I am not speaking of things positively wicked; I am not speaking of things which are stigmatized as sinful; but of those things which Christian people recognize as innocent, and yet, in a thousand ways, they fetter the heart and bind it to earth. Perfect suffering will untie the heart, and gently loosen every cord that binds us to our foes or friends—to all our possessions; to all the things of the past; to all attractive sights and sounds—and give us such perfect inward liberty from everything on earth that the things of heaven can flow down into us, until we feel that we are citizens of the New Jerusalem a hundred times more powerfully than that we are the citizens of any earthly city or country. We feel deep in our hearts that, like St.
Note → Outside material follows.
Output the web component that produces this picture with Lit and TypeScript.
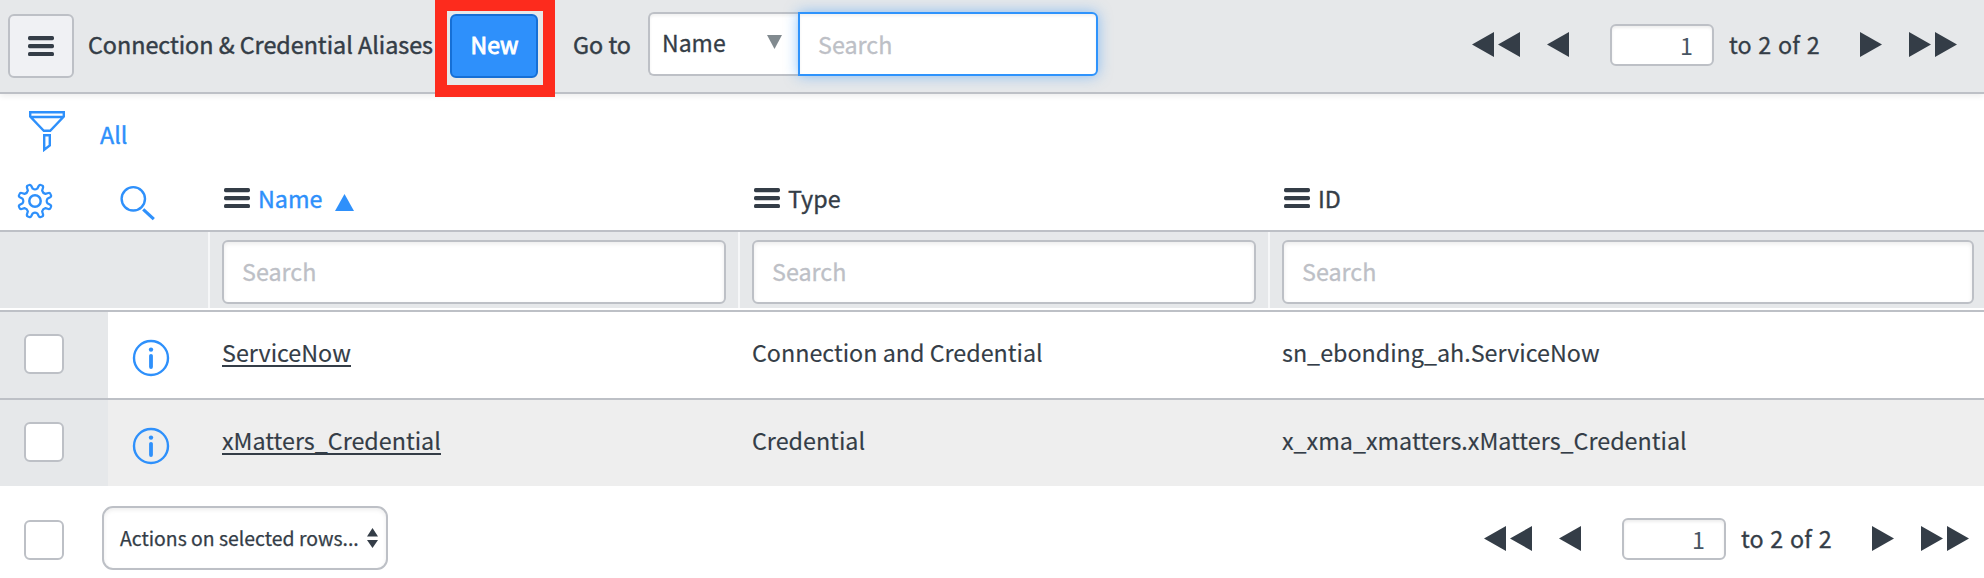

Paul, we have already “come to an innumerable company of angels, and the Church of the first-born, and the spirits of just men made perfect.” The coming of the Lord is so real to us, our whole being is pervaded with the sweet, attractive powers, of the world to come. Like the detached balloon, we float toward the supernatural. The heavenly world comes into us exactly in proportion as all the affairs of earth are emptied out of us, and nothing so perfectly empties us and detaches us as perfect suffering. It is in this way that God makes our perfect crucifixion our crown of unfading joy.